On Wednesday Serbian Foreign Minister Vuk Jeremic believed Thaci’s future was uncertain.

“I don’t know what sort of future this person has if you take into account the report … about his participation in the heroin trade, human trafficking and human organs and his role as the head of one of the most organised criminal-mafia clans in the Balkans,” Jeremic said.

The Parliamentary Assembly of the Council of Europe will debate the report in Strasbourg on January 25, the council said.

Vermot said what was needed now were courts to ensure the guilty be properly punished.

“Impunity is always the most terrible thing for a country that has been devastated by war,” she said.

On February 17, 2008, the former Serbian province of Kosovo declared its independence.

The Swiss government recognised Kosovo as an independent state on February 27, 2008; it was one of the first countries to do so.

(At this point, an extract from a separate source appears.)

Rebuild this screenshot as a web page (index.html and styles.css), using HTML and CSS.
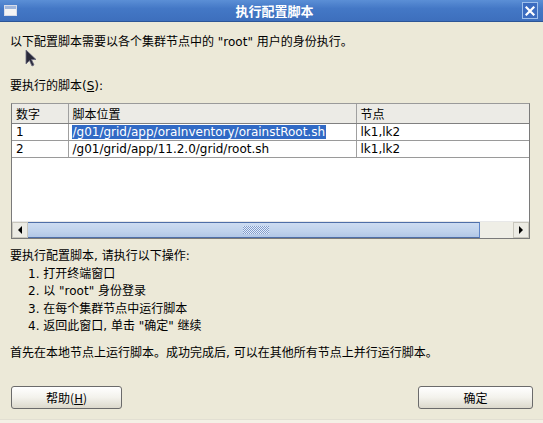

Since October 1999, the Swiss Armed Forces have been involved in the international peace support mission of the Kosovo Force (Kfor) with Swisscoy in Kosovo – short for Swiss Company.

Swisscoy is composed of up to 220 voluntary military personnel armed for self defence with pistols, assault rifles and riot agent spray generators.

There are around 270,000 Albanian speakers currently living in Switzerland, of whom 200,000 are thought to originate from Kosovo.

But only a minority of Kosovars in Switzerland are thought to have participated in Sunday’s elections in Kosovo as the participation deadline for Kosovars living abroad was very short.

Kosovo, where ethnic Albanians make up 92 per cent of the population of 2.2 million, declared independence from Serbia in 2008, but Serbs still dominate the north of the country.